Modern English – Gathering Dust

1st February 2024 · 1980s, 1981, Music, Postpunk

Not many bands slipped through the cracks of my post-punk world in the early 80s but Modern English seem to have passed me by completely.

More’s the pity because this song, Gathering Dust, is right up my street, building from its tribal intro beginnings into a gloomy but exuberant anthem filled with dissonance and weird electronic effects. If I’d bought it I would have filed it alongside records by the Glaxo Babies and Theatre Of Hate.

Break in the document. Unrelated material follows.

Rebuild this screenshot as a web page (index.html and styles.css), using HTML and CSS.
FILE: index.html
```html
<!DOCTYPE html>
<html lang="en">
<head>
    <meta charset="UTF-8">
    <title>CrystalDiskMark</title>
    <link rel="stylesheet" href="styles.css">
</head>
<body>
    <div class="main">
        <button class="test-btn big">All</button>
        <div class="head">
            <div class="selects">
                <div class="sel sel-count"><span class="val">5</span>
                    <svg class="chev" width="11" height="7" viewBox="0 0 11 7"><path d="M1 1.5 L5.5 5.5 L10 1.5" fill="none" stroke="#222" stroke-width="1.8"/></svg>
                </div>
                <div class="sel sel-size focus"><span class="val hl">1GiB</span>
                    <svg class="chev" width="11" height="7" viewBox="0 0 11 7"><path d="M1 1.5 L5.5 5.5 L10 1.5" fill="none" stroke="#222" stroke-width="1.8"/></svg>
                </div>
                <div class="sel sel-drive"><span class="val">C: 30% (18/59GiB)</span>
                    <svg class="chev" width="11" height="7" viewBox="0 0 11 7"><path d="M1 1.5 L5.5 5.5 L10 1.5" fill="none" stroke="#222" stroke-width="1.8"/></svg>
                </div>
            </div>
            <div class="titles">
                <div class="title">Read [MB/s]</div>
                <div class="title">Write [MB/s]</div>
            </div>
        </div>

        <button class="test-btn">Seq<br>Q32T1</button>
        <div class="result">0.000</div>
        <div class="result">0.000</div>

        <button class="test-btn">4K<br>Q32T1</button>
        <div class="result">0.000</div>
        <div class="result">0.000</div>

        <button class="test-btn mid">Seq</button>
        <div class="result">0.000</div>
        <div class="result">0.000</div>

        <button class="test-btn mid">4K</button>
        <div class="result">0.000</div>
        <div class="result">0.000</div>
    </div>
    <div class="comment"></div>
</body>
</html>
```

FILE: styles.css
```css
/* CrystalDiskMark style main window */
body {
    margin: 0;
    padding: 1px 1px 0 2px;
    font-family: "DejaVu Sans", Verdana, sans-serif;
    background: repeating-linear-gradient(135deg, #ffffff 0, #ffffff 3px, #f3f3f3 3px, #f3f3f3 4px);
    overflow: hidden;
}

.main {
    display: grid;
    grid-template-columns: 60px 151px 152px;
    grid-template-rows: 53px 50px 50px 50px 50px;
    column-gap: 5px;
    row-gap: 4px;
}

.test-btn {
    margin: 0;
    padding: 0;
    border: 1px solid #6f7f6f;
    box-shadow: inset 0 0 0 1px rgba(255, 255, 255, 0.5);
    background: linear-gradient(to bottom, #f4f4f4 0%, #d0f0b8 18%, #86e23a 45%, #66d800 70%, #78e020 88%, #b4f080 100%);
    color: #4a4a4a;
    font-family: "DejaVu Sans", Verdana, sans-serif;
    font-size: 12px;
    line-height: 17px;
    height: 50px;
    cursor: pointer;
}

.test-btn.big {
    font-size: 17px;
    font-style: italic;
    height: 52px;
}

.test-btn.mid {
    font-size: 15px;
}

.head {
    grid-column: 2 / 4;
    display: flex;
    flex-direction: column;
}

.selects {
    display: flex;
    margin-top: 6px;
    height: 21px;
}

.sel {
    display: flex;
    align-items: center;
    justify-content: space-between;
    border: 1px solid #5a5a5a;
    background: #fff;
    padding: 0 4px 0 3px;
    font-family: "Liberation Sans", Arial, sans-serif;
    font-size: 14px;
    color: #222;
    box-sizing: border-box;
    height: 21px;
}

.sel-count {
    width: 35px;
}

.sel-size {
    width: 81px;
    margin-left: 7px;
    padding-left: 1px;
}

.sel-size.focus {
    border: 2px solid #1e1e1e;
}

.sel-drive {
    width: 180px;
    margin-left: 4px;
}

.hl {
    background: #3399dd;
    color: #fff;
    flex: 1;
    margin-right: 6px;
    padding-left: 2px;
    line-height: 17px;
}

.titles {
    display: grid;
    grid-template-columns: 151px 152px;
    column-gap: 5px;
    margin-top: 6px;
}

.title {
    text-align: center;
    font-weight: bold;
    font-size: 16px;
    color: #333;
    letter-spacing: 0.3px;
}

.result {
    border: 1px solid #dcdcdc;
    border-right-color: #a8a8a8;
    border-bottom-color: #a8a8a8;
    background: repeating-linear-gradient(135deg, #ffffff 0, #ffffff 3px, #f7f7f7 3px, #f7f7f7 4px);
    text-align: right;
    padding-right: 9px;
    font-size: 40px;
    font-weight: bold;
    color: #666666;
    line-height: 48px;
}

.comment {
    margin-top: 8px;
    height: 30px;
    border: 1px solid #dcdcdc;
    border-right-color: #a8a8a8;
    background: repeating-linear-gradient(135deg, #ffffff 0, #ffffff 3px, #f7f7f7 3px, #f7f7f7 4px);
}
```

Formed in Colchester in 1979 by Robbie Grey (vocals), Gary McDowell (guitar, vocals), and Richard Brown (drums), they were originally called The Lepers – an excellent name for a punk band, which is what they were.

They expanded both name and band with the addition of Mick Conroy (bass) and Stephen Walker (keyboards), becoming Modern English and expanding their sound by the time they released their first single on their own Limp Records.

The song was a brooding spoken-word number called Drowning Man, with a clear influence of Joy Division and Wire. I actually prefer the B-side Silent World, which has eerie echoes of Bauhaus (if Peter Murphy had had an estuary accent).

Those enough for 4AD to snap them up, releasing another single called Swans On Glass, followed by this one – Gathering Dust – and a debut album called Mesh & Lace.

They took a softer, brighter pop direction on their second album, sounding more like Simple Minds and even Duran Duran, and enjoyed a minor US hit single with I Melt With You (more than 50 million views on YouTube) before the original trio became involved with This Mortal Coil.